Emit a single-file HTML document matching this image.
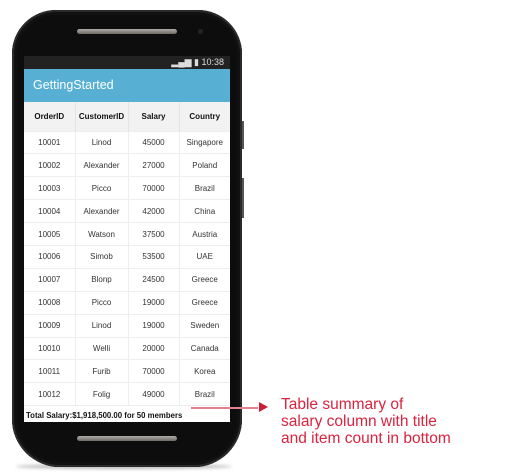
<!DOCTYPE html>
<html><head><style>
*{margin:0;padding:0;box-sizing:border-box}
body{width:517px;height:476px;background:#fff;position:relative;overflow:hidden;font-family:"Liberation Sans",Arial,sans-serif}
.phone{position:absolute;left:12px;top:10px;width:230px;height:457px;background:#0d0d0d;border-radius:44px 44px 48px 48px;box-shadow:inset 0 0 0 2px #2a2a2a,inset 0 0 0 5px #111}
.shadow{position:absolute;left:16px;top:464px;width:216px;height:5px;background:#bbb;border-radius:50%;filter:blur(1.5px)}
.speaker{position:absolute;left:77px;top:29px;width:100px;height:5px;border-radius:3px;background:linear-gradient(#b0aba5,#6d6965)}
.speaker.b{top:436px}
.cam{position:absolute;left:198px;top:29px;width:5px;height:5px;border-radius:50%;background:#2a2226}
.btn{position:absolute;left:242px;width:2px;background:#555}
.screen{position:absolute;left:24px;top:56px;width:206px;height:366px;background:#fff;overflow:hidden}
.status{height:13px;background:#222;color:#ddd;font-size:9px;text-align:right;padding-right:6px;line-height:13px}
.bar{height:33px;background:#57b0d4;color:#fff;font-size:12.5px;line-height:33px;padding-left:9px}
table{border-collapse:collapse;width:206px;table-layout:fixed}
td,th{text-align:center;font-size:8px;color:#333;border-right:1px solid #eee;border-bottom:1px solid #eee;height:22.9px;padding:0}
th{height:29px;background:#f2f2f2;font-weight:bold;color:#111;border-right:1px solid #e4e4e4}
td:last-child,th:last-child{border-right:none}
.foot{font-size:7.8px;font-weight:bold;color:#111;padding:5px 0 0 2px}
.note{position:absolute;left:281px;top:396px;color:#d9233f;font-size:15.5px;line-height:17px}
.arrow{position:absolute;left:191px;top:407px;width:67px;height:1.5px;background:#e0828f}
.head{position:absolute;left:259px;top:402px;width:0;height:0;border-left:9px solid #c92038;border-top:5px solid transparent;border-bottom:5px solid transparent}
</style></head><body>
<div class="shadow"></div>
<div class="phone"></div>
<div class="btn" style="top:121px;height:28px"></div>
<div class="btn" style="top:178px;height:40px"></div>
<div class="speaker"></div><div class="cam"></div><div class="speaker b"></div>
<div class="screen">
<div class="status">▂▄▆ ▮ 10:38</div>
<div class="bar">GettingStarted</div>
<table>
<colgroup><col style="width:51px"><col style="width:53px"><col style="width:51px"><col style="width:51px"></colgroup>
<tr><th>OrderID</th><th>CustomerID</th><th>Salary</th><th>Country</th></tr>
<tr><td>10001</td><td>Linod</td><td>45000</td><td>Singapore</td></tr>
<tr><td>10002</td><td>Alexander</td><td>27000</td><td>Poland</td></tr>
<tr><td>10003</td><td>Picco</td><td>70000</td><td>Brazil</td></tr>
<tr><td>10004</td><td>Alexander</td><td>42000</td><td>China</td></tr>
<tr><td>10005</td><td>Watson</td><td>37500</td><td>Austria</td></tr>
<tr><td>10006</td><td>Simob</td><td>53500</td><td>UAE</td></tr>
<tr><td>10007</td><td>Blonp</td><td>24500</td><td>Greece</td></tr>
<tr><td>10008</td><td>Picco</td><td>19000</td><td>Greece</td></tr>
<tr><td>10009</td><td>Linod</td><td>19000</td><td>Sweden</td></tr>
<tr><td>10010</td><td>Welli</td><td>20000</td><td>Canada</td></tr>
<tr><td>10011</td><td>Furib</td><td>70000</td><td>Korea</td></tr>
<tr><td style="height:18px">10012</td><td>Folig</td><td>49000</td><td>Brazil</td></tr>
</table>
<div class="foot">Total Salary:$1,918,500.00 for 50 members</div>
</div>
<div class="arrow"></div><div class="head"></div>
<div class="note">Table summary of<br>salary column with title<br>and item count in bottom</div>
</body></html>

### Task details
Ignore the images and quote every line of the listing exactly.

### Solution below
Emit a single-file HTML document matching this image.
<!DOCTYPE html>
<html><head><style>
*{margin:0;padding:0;box-sizing:border-box}
body{width:517px;height:476px;background:#fff;position:relative;overflow:hidden;font-family:"Liberation Sans",Arial,sans-serif}
.phone{position:absolute;left:12px;top:10px;width:230px;height:457px;background:#0d0d0d;border-radius:44px 44px 48px 48px;box-shadow:inset 0 0 0 2px #2a2a2a,inset 0 0 0 5px #111}
.shadow{position:absolute;left:16px;top:464px;width:216px;height:5px;background:#bbb;border-radius:50%;filter:blur(1.5px)}
.speaker{position:absolute;left:77px;top:29px;width:100px;height:5px;border-radius:3px;background:linear-gradient(#b0aba5,#6d6965)}
.speaker.b{top:436px}
.cam{position:absolute;left:198px;top:29px;width:5px;height:5px;border-radius:50%;background:#2a2226}
.btn{position:absolute;left:242px;width:2px;background:#555}
.screen{position:absolute;left:24px;top:56px;width:206px;height:366px;background:#fff;overflow:hidden}
.status{height:13px;background:#222;color:#ddd;font-size:9px;text-align:right;padding-right:6px;line-height:13px}
.bar{height:33px;background:#57b0d4;color:#fff;font-size:12.5px;line-height:33px;padding-left:9px}
table{border-collapse:collapse;width:206px;table-layout:fixed}
td,th{text-align:center;font-size:8px;color:#333;border-right:1px solid #eee;border-bottom:1px solid #eee;height:22.9px;padding:0}
th{height:29px;background:#f2f2f2;font-weight:bold;color:#111;border-right:1px solid #e4e4e4}
td:last-child,th:last-child{border-right:none}
.foot{font-size:7.8px;font-weight:bold;color:#111;padding:5px 0 0 2px}
.note{position:absolute;left:281px;top:396px;color:#d9233f;font-size:15.5px;line-height:17px}
.arrow{position:absolute;left:191px;top:407px;width:67px;height:1.5px;background:#e0828f}
.head{position:absolute;left:259px;top:402px;width:0;height:0;border-left:9px solid #c92038;border-top:5px solid transparent;border-bottom:5px solid transparent}
</style></head><body>
<div class="shadow"></div>
<div class="phone"></div>
<div class="btn" style="top:121px;height:28px"></div>
<div class="btn" style="top:178px;height:40px"></div>
<div class="speaker"></div><div class="cam"></div><div class="speaker b"></div>
<div class="screen">
<div class="status">▂▄▆ ▮ 10:38</div>
<div class="bar">GettingStarted</div>
<table>
<colgroup><col style="width:51px"><col style="width:53px"><col style="width:51px"><col style="width:51px"></colgroup>
<tr><th>OrderID</th><th>CustomerID</th><th>Salary</th><th>Country</th></tr>
<tr><td>10001</td><td>Linod</td><td>45000</td><td>Singapore</td></tr>
<tr><td>10002</td><td>Alexander</td><td>27000</td><td>Poland</td></tr>
<tr><td>10003</td><td>Picco</td><td>70000</td><td>Brazil</td></tr>
<tr><td>10004</td><td>Alexander</td><td>42000</td><td>China</td></tr>
<tr><td>10005</td><td>Watson</td><td>37500</td><td>Austria</td></tr>
<tr><td>10006</td><td>Simob</td><td>53500</td><td>UAE</td></tr>
<tr><td>10007</td><td>Blonp</td><td>24500</td><td>Greece</td></tr>
<tr><td>10008</td><td>Picco</td><td>19000</td><td>Greece</td></tr>
<tr><td>10009</td><td>Linod</td><td>19000</td><td>Sweden</td></tr>
<tr><td>10010</td><td>Welli</td><td>20000</td><td>Canada</td></tr>
<tr><td>10011</td><td>Furib</td><td>70000</td><td>Korea</td></tr>
<tr><td style="height:18px">10012</td><td>Folig</td><td>49000</td><td>Brazil</td></tr>
</table>
<div class="foot">Total Salary:$1,918,500.00 for 50 members</div>
</div>
<div class="arrow"></div><div class="head"></div>
<div class="note">Table summary of<br>salary column with title<br>and item count in bottom</div>
</body></html>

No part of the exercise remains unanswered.